By the same token, a modern resistance movement – in our Western democracies at least – might lead to public opprobrium and fines or even to short prison sentences, but does not entail the risks and hardships endured by Marc Levy’s father and his young comrades in the Toulouse Brigade. They lived daily not only with hunger and deprivation, but with suspicion, condemnation, fear and loneliness and the ever-present threat of betrayal by an anonymous neighbour for whose ultimate liberty they were risking their lives. Many met ends of protracted torture and summary execution at the hands of their fellow citizens before they attained the age of twenty.

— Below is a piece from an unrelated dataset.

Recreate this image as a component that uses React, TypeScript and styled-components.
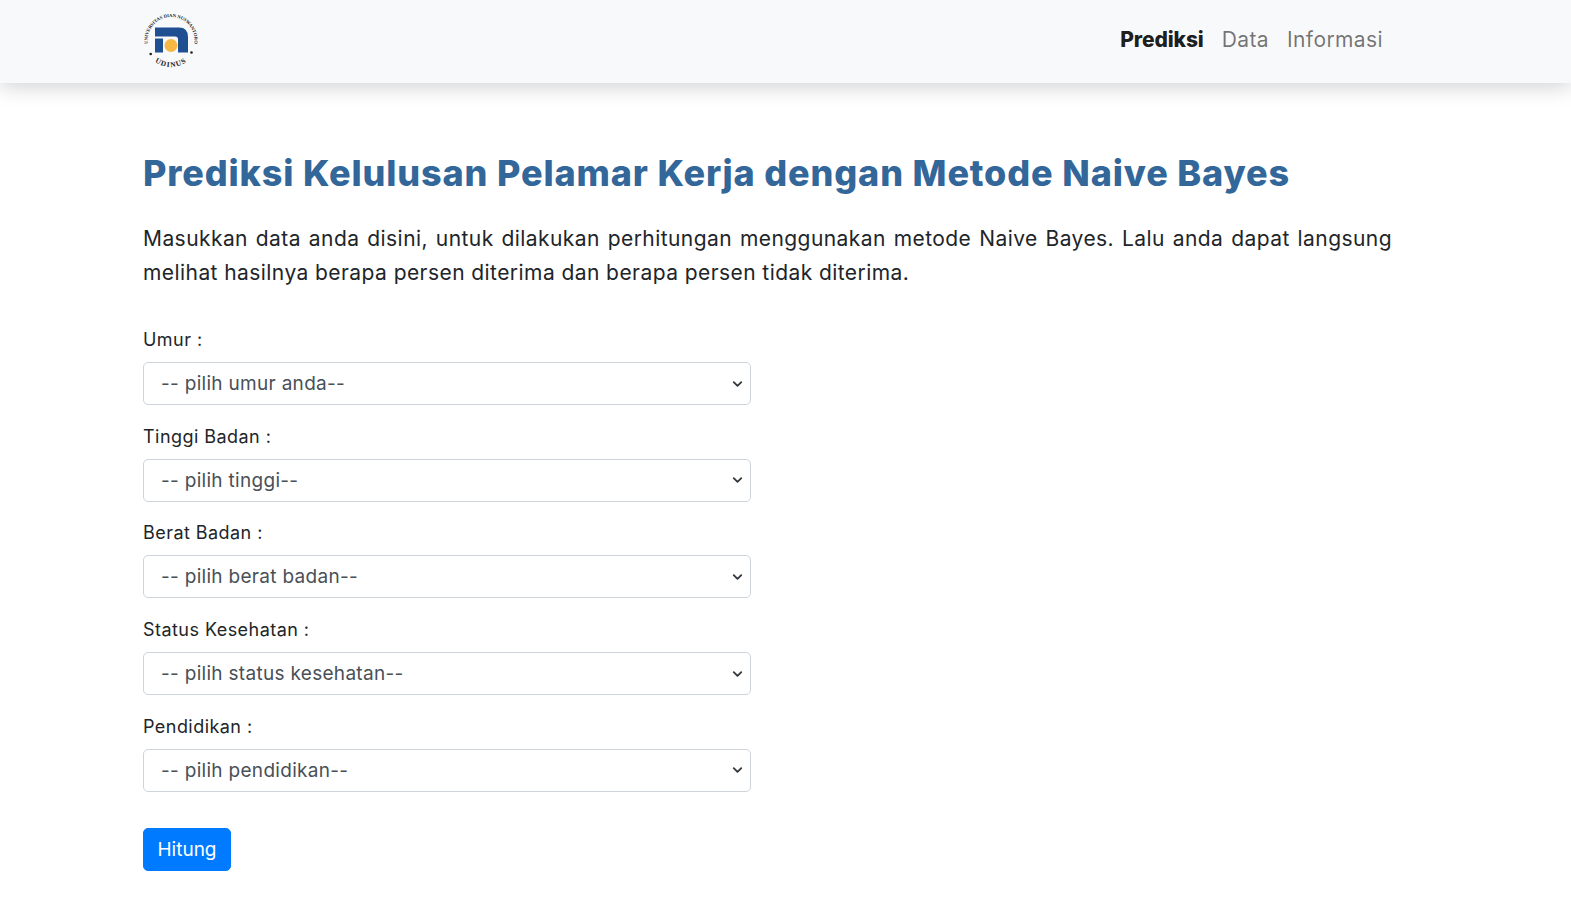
import React from 'react';
import styled, { createGlobalStyle } from 'styled-components';

const GlobalStyle = createGlobalStyle`
  html, body {
    margin: 0;
    padding: 0;
    background: #fff;
    overflow: hidden;
  }
  * {
    box-sizing: border-box;
  }
  body {
    font-family: "Inter", "Noto Sans", "Liberation Sans", sans-serif;
    color: #212529;
  }
`

const StyledNav = styled.nav`
  height: 83px;
  background: #f8f9fa;
  box-shadow: 0 4px 20px rgba(0, 0, 0, 0.18);
  padding: 0 188px 0 143px;
  display: flex;
  align-items: center;
  justify-content: space-between;
`

const StyledLinks = styled.ul`
  display: flex;
  gap: 18px;
  margin: 0 0 4px;
  padding: 0;
  list-style: none;
`

const StyledLink = styled.a<{ $active?: boolean }>`
  font-size: 21px;
  line-height: 30px;
  font-weight: ${p => (p.$active ? 800 : 400)};
  letter-spacing: ${p => (p.$active ? '-0.1px' : '0.4px')};
  color: ${p => (p.$active ? 'rgba(0, 0, 0, 0.9)' : 'rgba(0, 0, 0, 0.55)')};
  text-decoration: none;
`

const StyledMain = styled.main`
  width: 1392px;
  padding: 62px 0 0 143px;
`

const StyledTitle = styled.h1`
  margin: 0 0 21px;
  font-size: 36px;
  line-height: 56px;
  font-weight: 800;
  color: #336699;
  letter-spacing: 0.85px;
`

const StyledLead = styled.p`
  margin: 0 0 36px;
  font-size: 21px;
  line-height: 34px;
  letter-spacing: 0.43px;
  text-align: justify;
`

const StyledField = styled.div`
  width: 608px;
  margin-bottom: 17.7px;
`

const StyledLabel = styled.label`
  display: block;
  margin-bottom: 9px;
  font-size: 18px;
  line-height: 27px;
  letter-spacing: 0.45px;
`

const StyledSelect = styled.select`
  display: block;
  width: 100%;
  height: 43px;
  padding: 0 36px 0 17px;
  appearance: none;
  border: 1px solid #ced4da;
  border-radius: 5px;
  background: #fff url("data:image/svg+xml,%3csvg xmlns='http://www.w3.org/2000/svg' viewBox='0 0 16 16'%3e%3cpath fill='none' stroke='%23343a40' stroke-linecap='round' stroke-linejoin='round' stroke-width='3' d='M2 5l6 6 6-6'/%3e%3c/svg%3e") no-repeat right 6px center / 13px 10px;
  font-family: inherit;
  font-size: 19px;
  letter-spacing: 0.3px;
  color: #495057;
`

const StyledButton = styled.button`
  display: block;
  width: 88px;
  height: 43px;
  margin-top: 36px;
  padding: 0;
  border: 1px solid #007bff;
  border-radius: 5px;
  background: #007bff;
  color: #fff;
  font-family: inherit;
  font-size: 19px;
  cursor: pointer;
`

const Logo = () => (
  <svg width="56" height="56" viewBox="0 1.5 56 56">
    <defs>
      <path id="logoTop" d="M5.9 36 A23.5 23.5 0 1 1 50.1 36" />
      <path id="logoBottom" d="M6.9 44 A26.5 26.5 0 0 0 49.1 44" />
    </defs>
    <text fontFamily="Liberation Serif" fontSize="4.7" fontWeight="700" fill="#222">
      <textPath href="#logoTop" startOffset="50%" textAnchor="middle">UNIVERSITAS DIAN NUSWANTORO</textPath>
    </text>
    <text fontFamily="Liberation Serif" fontSize="7.4" fontWeight="700" fill="#222" letterSpacing="1">
      <textPath href="#logoBottom" startOffset="50%" textAnchor="middle">UDINUS</textPath>
    </text>
    <circle cx="7.7" cy="41.5" r="1.3" fill="#222" />
    <circle cx="48.5" cy="40" r="1.3" fill="#222" />
    <path d="M12 15 H36 Q45 15 45 24.5 V40 H35 V26.5 Q35 24 32 24 H12 Z" fill="#1d4f91" />
    <path d="M12 26 H20 V40 H12 Z" fill="#1d4f91" />
    <circle cx="28" cy="33" r="6.5" fill="#f7b944" />
  </svg>
)

const fields = [
  { label: 'Umur :', placeholder: '-- pilih umur anda--' },
  { label: 'Tinggi Badan :', placeholder: '-- pilih tinggi--' },
  { label: 'Berat Badan :', placeholder: '-- pilih berat badan--' },
  { label: 'Status Kesehatan :', placeholder: '-- pilih status kesehatan--' },
  { label: 'Pendidikan :', placeholder: '-- pilih pendidikan--' },
]

export default function App() {
  return (
    <>
      <GlobalStyle />
      <StyledNav>
        <Logo />
        <StyledLinks>
          <li><StyledLink href="#" $active>Prediksi</StyledLink></li>
          <li><StyledLink href="#">Data</StyledLink></li>
          <li><StyledLink href="#">Informasi</StyledLink></li>
        </StyledLinks>
      </StyledNav>
      <StyledMain>
        <StyledTitle>Prediksi Kelulusan Pelamar Kerja dengan Metode Naive Bayes</StyledTitle>
        <StyledLead>
          Masukkan data anda disini, untuk dilakukan perhitungan menggunakan metode Naive Bayes. Lalu anda dapat langsung melihat hasilnya berapa persen diterima dan berapa persen tidak diterima.
        </StyledLead>
        <form>
          {fields.map(f => (
            <StyledField key={f.label}>
              <StyledLabel>{f.label}</StyledLabel>
              <StyledSelect defaultValue="">
                <option value="">{f.placeholder}</option>
              </StyledSelect>
            </StyledField>
          ))}
          <StyledButton type="button">Hitung</StyledButton>
        </form>
      </StyledMain>
    </>
  )
}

So, to continue with Lester Brown’s wartime analogy, it seems to me that, regardless of our very different circumstances, the modern counterparts of those wartime resisteurs are the controversial but dedicated young people who hand out campaign leaflets on our high streets and facilitate educational workshops at Climate Camp; who picket outside Top Shop or play mini-golf on the runways of Aberdeen Airport; who suspend banners from the chimneys of Kingsnorth power station and who are sometimes extreme enough to shatter the windows at their local branch of Vodaphone (though taking every care that no bystanders are hurt in the process). For the most part they are following their consciences and acting with the purest of motives. It is they and their children who will spend their lives coping with the future we are leaving for them and too many of the rest of us who have still to own up to our complicity. Our desire for calm and order might cause us to disapprove of the burdensome cost of policing their marches and clearing up after their disruptive publicity stunts. But these are as nothing compared to the catastrophic scale of future social upheaval they are acting to avert.

Like Emma Dancourt, I too have grown fond of the verb ‘to resist’. It is a proud and forthright verb, not in the least skulking or subversive. For those of us who have recognised the enemy and how deeply it is embedded in our daily lives – in the jobs we do, in our educational curricula, in our consumption habits, in how we entertain ourselves, in the media that informs us, in our too often narrow and blinkered Western worldview – it is incumbent upon us now to actively seek it out and resist it wherever we find it.

Resist – 1) to stand firm (against); not yield (to); fight (against) 2) to withstand the deleterious action of; be proof against 3) to oppose; refuse to accept or comply with 4) to refrain from, especially in spite of temptation.